11. Apparatus as claimed in any one of claims 9 and 10, wherein at least those portions of said stabiliser which contact said coin are formed of PTFE.

12. Apparatus as claimed in any one of the preceding claims, comprising an inductive sensor for detecting an inductive characteristic of said coin.

13. Apparatus as claimed in claim 6, wherein said inductive sensor is disposed between said two linear array sensors and is arranged to measure said inductive characteristic substantially at a centre point of said coin.

14. Apparatus as claimed in any one of the preceding claims, comprising a metal sensor in the form of capacitor plates to measure the capacitance of the coin.

15. Apparatus as claimed in claim 14, wherein said metal sensor is disposed between said two linear array sensors.

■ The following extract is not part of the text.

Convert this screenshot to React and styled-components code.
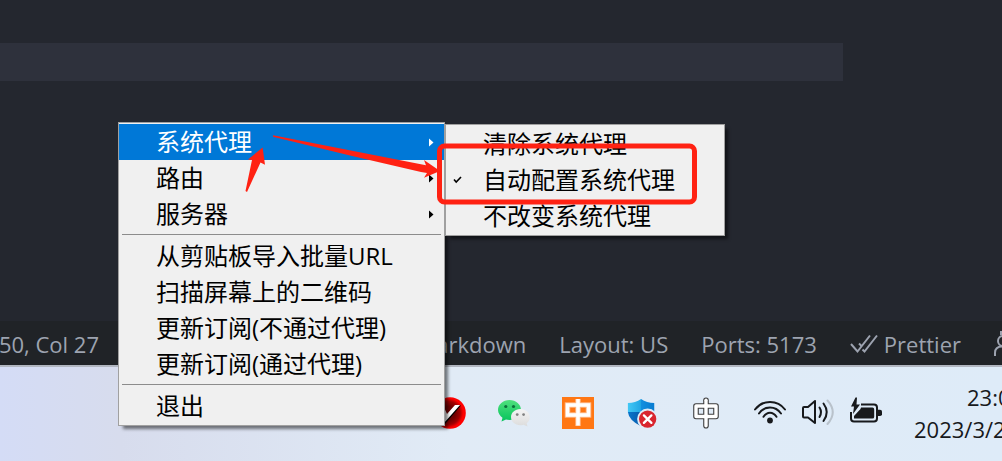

16. Apparatus as claimed in claim 1, wherein each of said optical sensor includes a source of collimated light including a light source, an aspherical cylindrical lens and a parabolic reflector.

17. Apparatus as claimed in claim 16, wherein said light source is a laser light source.

18. Apparatus as claimed in any one of claims 16 and 17, wherein each of said at least two optical sensors are formed as waterproof sealed units.

19. Apparatus as claimed in any one of the preceding claims, wherein said coin is a currency coin or a token coin.

20. A method of identifying coins, said method comprising the steps of : providing a coin path having a free fall portion, coins to be detected being in free fall whilst traversing said free fall portion; and detecting opposite edges of a coin traversing said free fall portion using an optical sensor to obtain one or more dimensional characteristics of said coin that may be used to identify said coin.

21. Apparatus for identifying a coin substantially as hereinbefore described with reference to the accompanying drawings.

22. A method of identifying a coin substantially as hereinbefore described with reference to the accompanying drawings.